As Song takes on a seemingly simple task — her best friend asks her to see if his powerful dad’s making a fool of himself with a young Korean babe — and then discovers it’s far more lethal than she could have expected, the echo of Marlowe rapidly fades out, and after a few pages the style is more ordinary, even if punctuated by frequent references to Chandler/Marlowe and some vivid, albeit non-Chandleresque turns of phrase that Chandler might have admired:

The tower was shaped like a [cigarette] lighter by design. Even in the shadow of the US Bank building it stood massive and alluring, gleaming with promise. Find a big enough thumb, and I’ll light the world on fire. [p106]

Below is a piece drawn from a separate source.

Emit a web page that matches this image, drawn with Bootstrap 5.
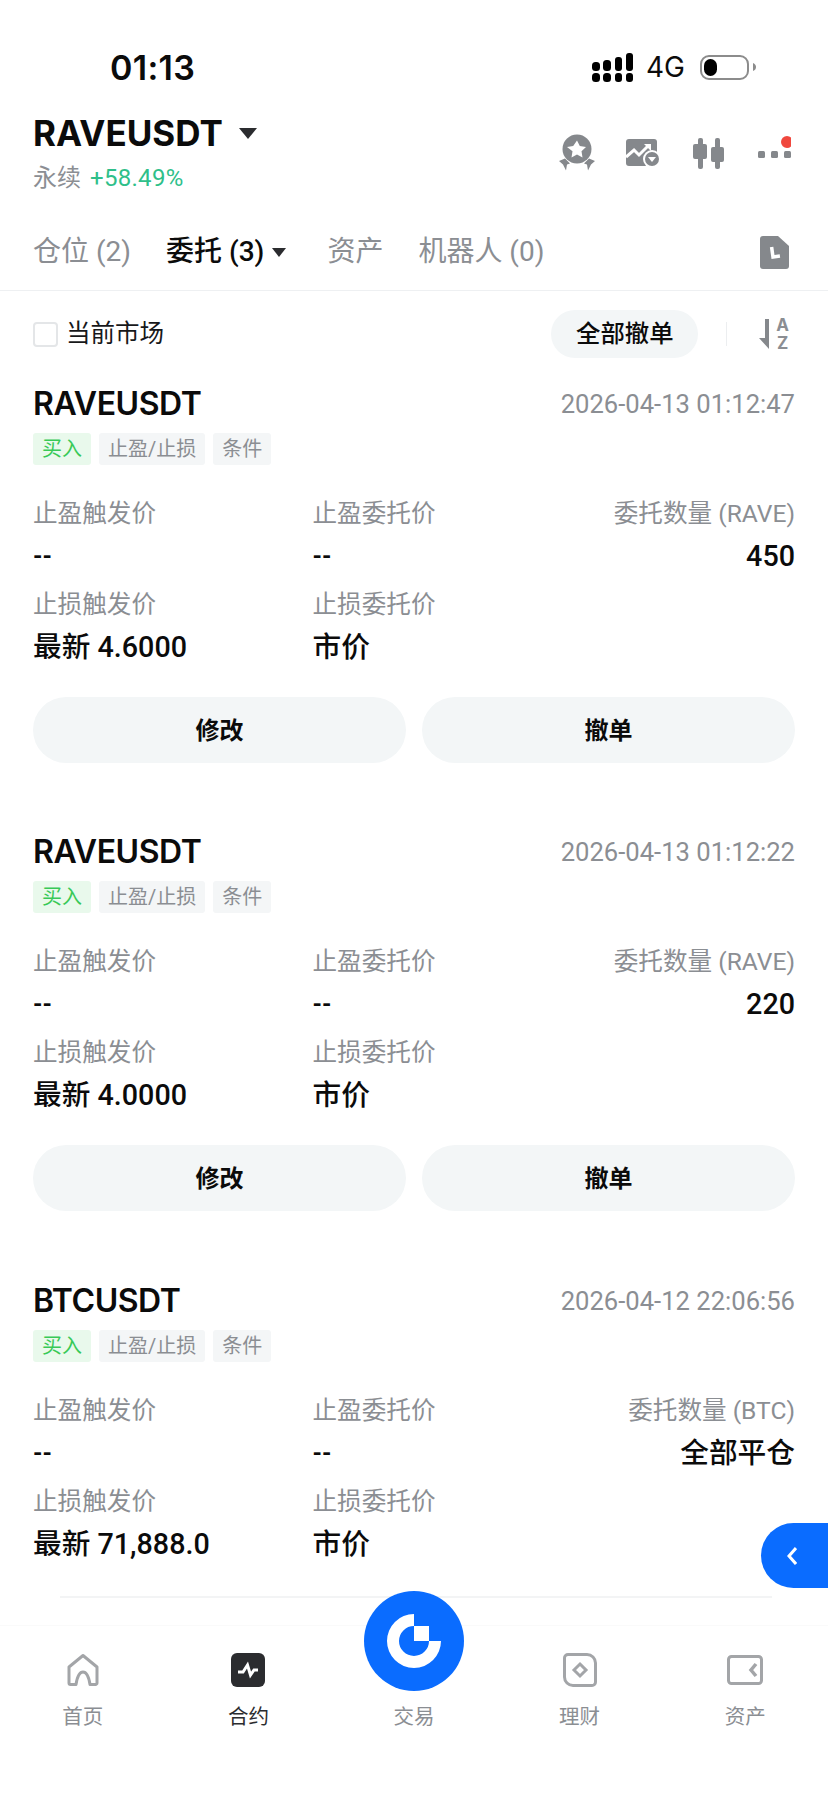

Matching the prose style, the tale itself rapidly deserts all notions of being a Marlowe homage to become a far more orthodox contemporary mystery. At the same time, though, it’s bringing in a separate strand, in the form of Song’s backstory as she attempted, with eventually tragic results, to save her kid sister from the clutches of a sexual predator. Her theme here is not straightforwardly pedophilia, as you might expect (the sister would be of age in many areas, though not California), but the fetishization of, and predation upon, younger Asiatic women by older white men. It’s not a facet of society I’ve ever particularly thought about before, and Cha’s exploration of it, through Song, was revelatory.

The vitality of Cha’s prose leads her into some pitfalls. I noted several examples (as well as wondering what “the Buckingham Palace” was on p189), of which here’s just the first:

He sat there like a girl on a lawn and stared at me, inky pupils bleeding outward, threatening to tar out the green. [p94]

Such occasional hiccups were, I thought, a small price well worth paying for the general adventurousness of Cha’s imagery, whose richness rarely interrupted the narrative’s flow — indeed, Follow Her Home is an extraordinarily readable book. In places, too, it’s extraordinarily moving, too, because the themes that Cha touches on are often far from ephemeral: some of the pain feels very real.

I came away from Follow Her Home with oddly mixed feelings. I admired and enjoyed the novel greatly, yet at the same time it didn’t give me the Chandler fix I’d anticipated on reading those opening lines. That said, Cha took her novel in the direction she thought it ought to go and it’s beyond arrogant for me to suggest she should have conformed to other people’s (i.e., my) expectations! Taken for what it is, Follow Her Home represents a pretty smashing debut and a very promising series opener.